Santistevan y la construcción de la autoridad defensorial, por Rolando Luque Mogrovejo

". La dimensión pública del legado de Santistevan merece ser valorado, más aún en estas circunstancias, de defección institucional en más de un campo"

luque
Rolando Luque Mogrovejo 12-09

Se dice que la historia la hacen los pueblos, y que los líderes marcan el paso. Gracias a su personalidad, su lectura precisa del momento, su capacidad de entusiasmar y de escuchar a quienes lo acompañan, su habilidad y coraje para sortear dificultades sin perder el horizonte ni la dignidad, los grandes o pequeños proyectos ganarían intensidad y altura. Doy fe de que hace veintinueve años, Jorge Santistevan de Noriega, calzó como anillo al dedo en el papel de Defensor del Pueblo.

La mañana en que juró el cargo en el hemiciclo del Congreso, puso un par de sellos de lo que sería su liderazgo y su gestión: “Recibo el honor de haber sido designado como resultado de un significativo y valioso consenso que me compromete. El mismo refleja la expectativa ciudadana de contar con una Defensoría del Pueblo ajena a toda consideración política, que no favorezca a unos peruanos en desmedro de otros, sino que anteponiéndose a intereses de grupo, proteja con la ley en la mano, los derechos de todos”. Y enseguida agregó para que no quede duda, “En cuanto a mí se refiere, hoy ante ustedes solemnemente me comprometo a garantizar la autonomía de la Defensoría del Pueblo y la objetividad de las altas funciones que me han encomendado”. Y así fue.

Eran años asfixiantes, de autoritarismo y corrupción desbocados. Las instituciones habían caído una tras otra, o eran intimidadas hasta neutralizarlas. En medio de ese desolador panorama, el 11 de setiembre de 1996 la Defensoría del Pueblo inició funciones, bajo la mirada curiosa del ciudadano y la indiferencia de los políticos. Esta subestimación fue sin duda una ventaja, le permitió a la Defensoría ir avanzando en el terreno en el que se define la legitimidad, el del aprecio ciudadano. Llegó a tener 65% de confiabilidad, la más alta entre las entidades estatales y la segunda después de la Iglesia Católica.

Hoy que 3 millones de compatriotas han vuelto a ser pobres, que la minería ilegal depreda y mata sin control, que la educación universitaria ha vuelto a las manos de los que la destruyeron, que las víctimas de violaciones de derechos humanos se quedarán sin justicia, hace falta, más que nunca, un defensor que entienda sus prioridades, hable claro, y tenga el coraje de enfrentar las malas artes del poder político. No pueden aprobarse leyes que allanan el camino de los delincuentes sin objeción alguna, o callarse frente a la muerte de 49 personas en las protestas del 2021 y 2022. Defensor que no habla a tiempo es mejor que ya no hable. Vaya obscena manera de dilapidar la autoridad moral de una institución de respetable historial.

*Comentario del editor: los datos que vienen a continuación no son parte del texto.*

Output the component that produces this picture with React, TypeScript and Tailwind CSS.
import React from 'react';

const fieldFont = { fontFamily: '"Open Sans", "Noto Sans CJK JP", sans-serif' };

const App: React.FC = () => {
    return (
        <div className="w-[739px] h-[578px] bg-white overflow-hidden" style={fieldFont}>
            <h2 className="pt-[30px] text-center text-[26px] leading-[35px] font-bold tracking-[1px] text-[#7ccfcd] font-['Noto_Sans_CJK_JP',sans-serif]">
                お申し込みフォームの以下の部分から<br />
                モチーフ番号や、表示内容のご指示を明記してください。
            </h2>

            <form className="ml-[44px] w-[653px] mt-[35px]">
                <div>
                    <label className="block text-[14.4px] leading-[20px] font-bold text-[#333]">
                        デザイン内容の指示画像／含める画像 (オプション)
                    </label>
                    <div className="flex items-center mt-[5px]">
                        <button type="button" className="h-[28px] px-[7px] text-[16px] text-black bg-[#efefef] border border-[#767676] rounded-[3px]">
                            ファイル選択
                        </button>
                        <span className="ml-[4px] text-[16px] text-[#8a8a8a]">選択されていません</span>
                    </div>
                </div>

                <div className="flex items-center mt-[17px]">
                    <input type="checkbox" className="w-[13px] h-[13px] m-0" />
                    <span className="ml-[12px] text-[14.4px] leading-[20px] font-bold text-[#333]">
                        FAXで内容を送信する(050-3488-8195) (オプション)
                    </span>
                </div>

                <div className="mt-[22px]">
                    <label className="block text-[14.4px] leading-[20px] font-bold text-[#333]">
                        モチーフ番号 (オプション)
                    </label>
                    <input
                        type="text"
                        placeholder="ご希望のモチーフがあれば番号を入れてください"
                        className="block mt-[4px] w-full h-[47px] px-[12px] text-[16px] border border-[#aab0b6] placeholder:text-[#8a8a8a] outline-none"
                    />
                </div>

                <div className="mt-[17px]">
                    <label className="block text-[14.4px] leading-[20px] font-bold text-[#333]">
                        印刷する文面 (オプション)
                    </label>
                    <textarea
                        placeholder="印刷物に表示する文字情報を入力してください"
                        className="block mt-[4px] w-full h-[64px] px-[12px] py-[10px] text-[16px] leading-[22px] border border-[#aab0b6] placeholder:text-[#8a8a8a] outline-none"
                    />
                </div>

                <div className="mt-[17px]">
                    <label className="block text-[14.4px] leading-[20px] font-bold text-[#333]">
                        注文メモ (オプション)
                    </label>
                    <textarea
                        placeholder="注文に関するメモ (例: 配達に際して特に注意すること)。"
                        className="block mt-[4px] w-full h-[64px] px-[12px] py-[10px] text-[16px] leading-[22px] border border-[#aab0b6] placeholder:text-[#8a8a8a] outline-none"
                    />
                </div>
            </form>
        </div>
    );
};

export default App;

Es que se ha corroído su médula: la autonomía. El ombudsman nació para combatir las malas prácticas de la administración, los abusos del poder; para investigar casos individuales hasta encontrar respuestas satisfactorias, y problemáticas más amplias y complejas para proponer cambios en las políticas públicas. Una vasta y compleja agenda que solo es posible de acometer marcando distancias de los intereses políticos o económicos, defendiendo los fueros defensoriales hasta las últimas consecuencias, y viendo el poder, no con codicia, sino con recelo. 

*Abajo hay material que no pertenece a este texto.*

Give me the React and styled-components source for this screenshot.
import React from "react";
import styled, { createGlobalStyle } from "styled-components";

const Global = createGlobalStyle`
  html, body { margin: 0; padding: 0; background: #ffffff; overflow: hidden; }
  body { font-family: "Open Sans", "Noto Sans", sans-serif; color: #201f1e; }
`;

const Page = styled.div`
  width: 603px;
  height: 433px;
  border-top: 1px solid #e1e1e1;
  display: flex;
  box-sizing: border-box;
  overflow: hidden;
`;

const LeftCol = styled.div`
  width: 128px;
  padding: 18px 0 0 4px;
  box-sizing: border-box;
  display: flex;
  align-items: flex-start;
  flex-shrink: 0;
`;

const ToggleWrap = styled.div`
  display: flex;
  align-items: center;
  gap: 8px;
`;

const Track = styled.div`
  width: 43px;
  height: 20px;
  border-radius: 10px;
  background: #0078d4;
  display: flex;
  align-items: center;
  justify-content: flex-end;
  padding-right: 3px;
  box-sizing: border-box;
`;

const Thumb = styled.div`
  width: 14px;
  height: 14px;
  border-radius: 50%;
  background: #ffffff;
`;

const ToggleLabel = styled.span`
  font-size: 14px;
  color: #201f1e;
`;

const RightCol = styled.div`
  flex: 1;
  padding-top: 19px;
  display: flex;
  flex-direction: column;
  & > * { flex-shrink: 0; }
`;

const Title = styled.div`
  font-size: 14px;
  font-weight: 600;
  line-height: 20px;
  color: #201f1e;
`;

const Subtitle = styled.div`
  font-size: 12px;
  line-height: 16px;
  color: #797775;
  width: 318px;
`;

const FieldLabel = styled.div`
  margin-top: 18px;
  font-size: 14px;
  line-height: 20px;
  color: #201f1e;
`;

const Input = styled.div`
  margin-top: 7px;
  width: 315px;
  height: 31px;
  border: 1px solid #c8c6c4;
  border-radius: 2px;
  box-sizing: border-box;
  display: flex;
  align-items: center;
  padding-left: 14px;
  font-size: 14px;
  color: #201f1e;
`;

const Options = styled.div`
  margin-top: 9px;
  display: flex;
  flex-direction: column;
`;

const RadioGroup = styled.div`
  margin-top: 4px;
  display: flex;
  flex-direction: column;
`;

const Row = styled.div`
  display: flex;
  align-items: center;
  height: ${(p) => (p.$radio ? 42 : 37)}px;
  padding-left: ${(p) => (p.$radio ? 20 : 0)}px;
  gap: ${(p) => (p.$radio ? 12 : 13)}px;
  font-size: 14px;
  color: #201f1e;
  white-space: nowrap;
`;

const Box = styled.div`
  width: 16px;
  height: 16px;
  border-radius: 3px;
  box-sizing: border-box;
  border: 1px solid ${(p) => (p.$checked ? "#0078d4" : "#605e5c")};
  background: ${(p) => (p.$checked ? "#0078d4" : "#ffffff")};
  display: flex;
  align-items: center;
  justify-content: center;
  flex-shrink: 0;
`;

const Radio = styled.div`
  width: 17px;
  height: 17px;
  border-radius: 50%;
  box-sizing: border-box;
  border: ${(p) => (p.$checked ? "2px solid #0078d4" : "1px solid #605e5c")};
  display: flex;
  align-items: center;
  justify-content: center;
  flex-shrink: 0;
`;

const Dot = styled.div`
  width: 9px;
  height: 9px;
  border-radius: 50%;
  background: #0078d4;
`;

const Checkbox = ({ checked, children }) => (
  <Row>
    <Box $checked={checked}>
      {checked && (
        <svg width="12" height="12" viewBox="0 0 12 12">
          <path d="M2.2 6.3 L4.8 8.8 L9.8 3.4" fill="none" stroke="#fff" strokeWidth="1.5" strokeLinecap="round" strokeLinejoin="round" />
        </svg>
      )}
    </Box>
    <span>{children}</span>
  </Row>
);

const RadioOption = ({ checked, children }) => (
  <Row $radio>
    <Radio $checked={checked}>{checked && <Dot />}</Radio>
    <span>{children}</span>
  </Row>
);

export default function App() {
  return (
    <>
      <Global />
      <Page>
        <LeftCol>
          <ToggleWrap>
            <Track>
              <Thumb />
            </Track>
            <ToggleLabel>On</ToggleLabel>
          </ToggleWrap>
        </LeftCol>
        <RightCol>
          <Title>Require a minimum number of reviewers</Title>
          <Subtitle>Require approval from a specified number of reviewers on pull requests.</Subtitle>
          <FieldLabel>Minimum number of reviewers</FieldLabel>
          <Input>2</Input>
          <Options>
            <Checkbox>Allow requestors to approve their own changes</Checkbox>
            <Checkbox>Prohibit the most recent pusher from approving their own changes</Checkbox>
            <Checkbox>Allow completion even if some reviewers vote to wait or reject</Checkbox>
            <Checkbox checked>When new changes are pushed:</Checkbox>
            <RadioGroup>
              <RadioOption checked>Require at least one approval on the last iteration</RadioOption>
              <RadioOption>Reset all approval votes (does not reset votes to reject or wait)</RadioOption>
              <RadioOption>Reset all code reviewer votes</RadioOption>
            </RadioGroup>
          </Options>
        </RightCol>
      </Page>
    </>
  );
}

Fue el valor innegociable de la autonomía, el que siempre dio fundamento moral a los pronunciamientos de esta institución. Durante los comicios del año 2000, Santistevan dijo en un comunicado que dichas elecciones no habían sido “ni transparentes ni competitivas”; y el día que destituyeron a los miembros del Tribunal Constitucional, sostuvo en el acto, “Hoy es un día aciago para la institucionalidad democrática”.  Y no tuvo temor de investigar las denuncias de maltratos en el servicio militar, o las “intervenciones quirúrgicas voluntarias” a las mujeres para ligarles las trompas. Y asumió la difícil tarea de liderar la comisión ad hoc que proponía al Presidente de la república los indultos y derechos de gracia que correspondieran a presos inocentes por terrorismo y traición a la patria. Cada expediente fue tratado en el despacho del presidente Fujimori. Un defensor cuestiona para evitar abusos, y colabora para que se remedien. Así se fue construyendo la tradición defensorial, a la que contribuyeron las sucesivas gestiones que entendieron su papel y respetaron la cultura institucional.

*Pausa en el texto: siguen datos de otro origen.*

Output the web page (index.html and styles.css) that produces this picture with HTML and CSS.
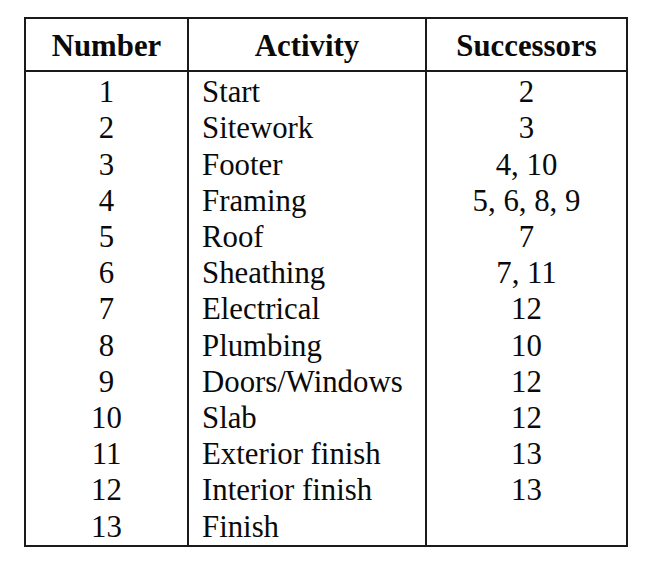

Por eso creo que es justo dar testimonio del paso de los buenos funcionarios por la administración estatal. La dimensión pública del legado de Santistevan merece ser valorado, más aún en estas circunstancias, de defección institucional en más de un campo. Pero hay también una dimensión privada de aquellos años que me permito compartir. Juntarse con Santistevan para tratar algún tema era una oportunidad de aprendizaje: a componer con habilidad y paciencia la solución a un problema, a fundamentar con consistencia, a escoger las palabras indicadas, a tomar la decisión más prudente, a salpimentar los trances con buen humor. A su vez, él se mostraba dispuesto “a ser convencido”, a valorar el aporte de todos. Había una tensión sana, alimentada por el deseo de mejora, no por la competencia destructiva ni el beneficio individual. Si había que cantarle sus verdades al Estado, era mejor esmerarse en cultivar el lenguaje del ejemplo.

Estoy seguro que la huella de Santistevan sigue ahí, sigue orientando los pasos de los buenos trabajadores que aún quedan en la Defensoría del Pueblo.